# Addition of angular momenta

1. Jan 11, 2009

### tommy01

hi everybody.

$$\textbf{J}_1$$ and $$\textbf{J}_2$$ are angular momentum (vector-)operators.
In many textbooks $$\left[\textbf{J}_1,\textbf{J}_2\right] = 0$$ is stated to be a condition to show that $$\textbf{J}=\textbf{J}_1+\textbf{J}_2$$ is also an angular momentum (vector-)operator. But what is meant with $$\left[\textbf{J}_1,\textbf{J}_2\right] = 0$$. When i show that $$\textbf{J}$$ is an angular momentum operator (i.e. $$\left[J_x,J_y\right]=iJ_z$$ ...) i always need the condition $$\left[(\textbf{J}_1)_x,(\textbf{J}_2)_x\right]$$ and the like. So the components of $$\textbf{J}_1$$ and $$\textbf{J}_2$$ should mutually commute.
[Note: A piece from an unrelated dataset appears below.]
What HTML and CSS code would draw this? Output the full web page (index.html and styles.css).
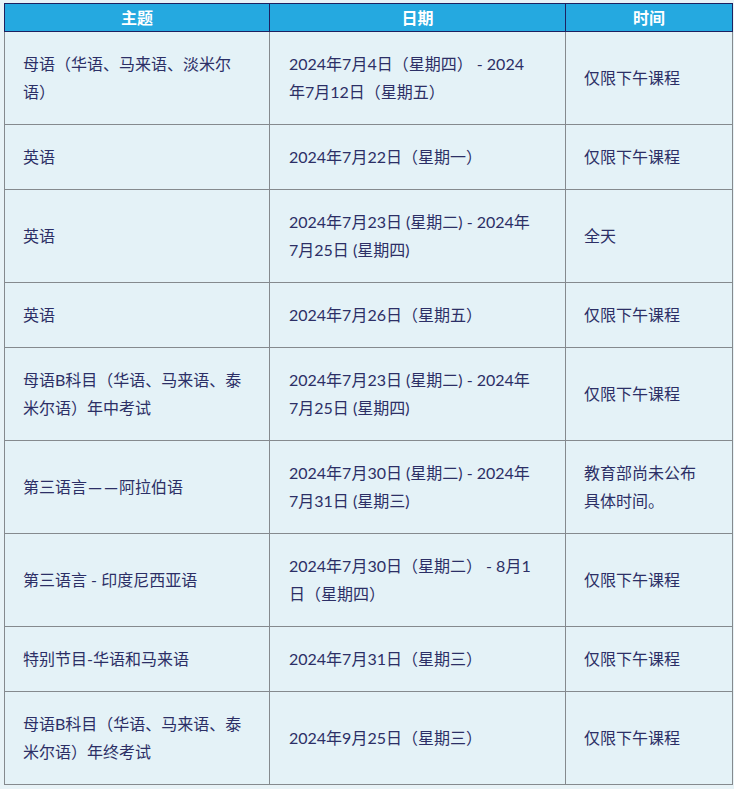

Is this the meaning of $$\left[\textbf{J}_1,\textbf{J}_2\right] = 0$$? For me it looks like $$(\textbf{J}_1)_x(\textbf{J}_2)_x+(\textbf{J}_1)_y(\textbf{J}_2)_y+(\textbf{J}_1)_z(\textbf{J}_2)_z-(\textbf{J}_2)_x(\textbf{J}_1)_x-(\textbf{J}_2)_y(\textbf{J}_1)_y-(\textbf{J}_2)_z(\textbf{J}_1)_z=0$$ and this does not imply the conditions i need (as far as i see).
I know Operators acting on different spaces commute and this fact is often used but i want to know how to treat the situation above only with the formal condition $$\left[\textbf{J}_1,\textbf{J}_2\right] = 0$$.

thanks and greetings tommy.

2. Jan 11, 2009

### strangerep

Huh? You have two separate copies of the so(3) Lie algebra, so that commutation relation
just says that every generator from copy #1 commutes with every generator from copy #2.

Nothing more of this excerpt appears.